The normalization forms are rules that eliminate specific anomalies caused by problematic functional dependencies. Each form removes one type of problem.


First Normal Form (1NF): Atomic Values

Rule: Every cell contains exactly one atomic value. No repeating groups, no arrays, no comma-separated lists.

Violation:

┌──────────┬───────────────┬──────────────────────────────┐
│ order_id │ customer_name │ product_ids                  │
├──────────┼───────────────┼──────────────────────────────┤
│    1     │ Alice         │ 101, 102, 103                │  ← array in one cell
│    2     │ Bob           │ 104                          │
└──────────┴───────────────┴──────────────────────────────┘

Why it is a problem: You cannot query WHERE product_ids = 102 without string parsing. You cannot add a foreign key constraint. Adding a 4th product requires modifying the cell value, not inserting a new row.

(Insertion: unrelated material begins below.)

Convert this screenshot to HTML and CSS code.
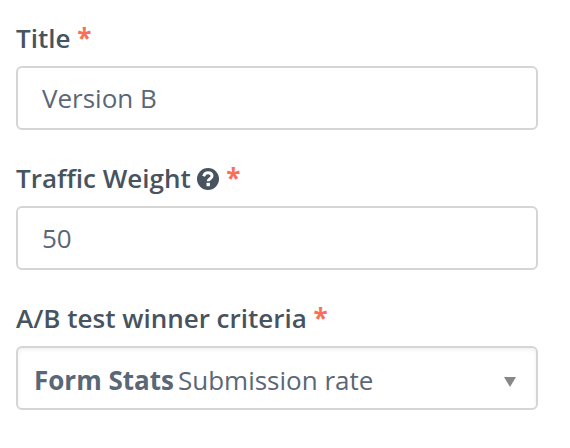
FILE: index.html
```html
<!DOCTYPE html>
<html lang="en">
<head>
    <meta charset="UTF-8">
    <meta name="viewport" content="width=device-width, initial-scale=1.0">
    <title>A/B Test Variant</title>
    <link rel="stylesheet" href="styles.css">
</head>
<body>
    <form class="variant-form">
        <div class="form-group">
            <label class="control-label" for="title">Title <span class="required">*</span></label>
            <input class="form-control" type="text" id="title" name="title" value="Version B" required>
        </div>

        <div class="form-group">
            <label class="control-label" for="weight">Traffic Weight
                <svg class="help-icon" viewBox="0 0 22 22" aria-hidden="true">
                    <circle cx="11" cy="11" r="11" fill="#47535f"/>
                    <path d="M6.6 8.2C7.4 6 9 4.8 11 4.8c2.4 0 4 1.4 4 3.3 0 2.7-3.8 2.6-3.8 5.2" fill="none" stroke="#fff" stroke-width="3"/>
                    <rect x="9.5" y="14.8" width="3.4" height="3.4" fill="#fff"/>
                </svg>
                <span class="required">*</span></label>
            <input class="form-control" type="text" inputmode="numeric" id="weight" name="weight" value="50" required>
        </div>

        <div class="form-group">
            <label class="control-label" for="criteria">A/B test winner criteria <span class="required">*</span></label>
            <div class="select-box">
                <span class="select-group">Form Stats</span>
                <select class="select-value" id="criteria" name="criteria" required>
                    <option value="form.submissions" selected>Submission rate</option>
                </select>
                <svg class="select-arrow" viewBox="0 0 12 10" aria-hidden="true">
                    <path d="M0 0h12L6 10z" fill="#888"/>
                </svg>
            </div>
        </div>
    </form>
</body>
</html>
```
FILE: styles.css
```css
* {
    box-sizing: border-box;
}
body {
    margin: 0;
    background-color: #fff;
    font-family: "Open Sans", "Noto Sans", sans-serif;
    font-size: 26px;
    color: #596777;
}
.variant-form {
    padding: 20px 32px 0 16px;
}
.form-group {
    margin-bottom: 30px;
}
.control-label {
    display: block;
    margin-bottom: 10px;
    line-height: 36px;
    font-weight: 600;
    color: #47535f;
}
.required {
    font-weight: bold;
    color: #fb6e58;
}
.help-icon {
    width: 22px;
    height: 22px;
    vertical-align: -2px;
}
.form-control,
.select-box {
    display: block;
    width: 100%;
    height: 64px;
    border: 2px solid #d5d5d5;
    border-radius: 6px;
    background-color: #fff;
}
.form-control {
    padding: 0 24px;
    font: inherit;
    color: inherit;
}
.select-box {
    display: flex;
    align-items: center;
    gap: 4px;
    padding: 4px 20px 0 16px;
    box-shadow: inset 0 2px 4px rgba(0,0,0,0.06);
}
.select-group {
    font-weight: bold;
}
.select-value {
    flex: 1;
    min-width: 0;
    padding: 0;
    border: none;
    background: none;
    appearance: none;
    font: inherit;
    color: inherit;
}
.select-arrow {
    width: 12px;
    height: 10px;
    margin-top: 4px;
}
.form-control:focus,
.select-box:focus-within {
    border-color: #9aa4b0;
    outline: none;
}
```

Fix — decompose into atomic rows:

┌──────────┬───────────────┬────────────┐
│ order_id │ customer_name │ product_id │
├──────────┼───────────────┼────────────┤
│    1     │ Alice         │    101     │
│    1     │ Alice         │    102     │
│    1     │ Alice         │    103     │
│    2     │ Bob           │    104     │
└──────────┴───────────────┴────────────┘

Now every cell is atomic. Each row represents one relationship between one order and one product.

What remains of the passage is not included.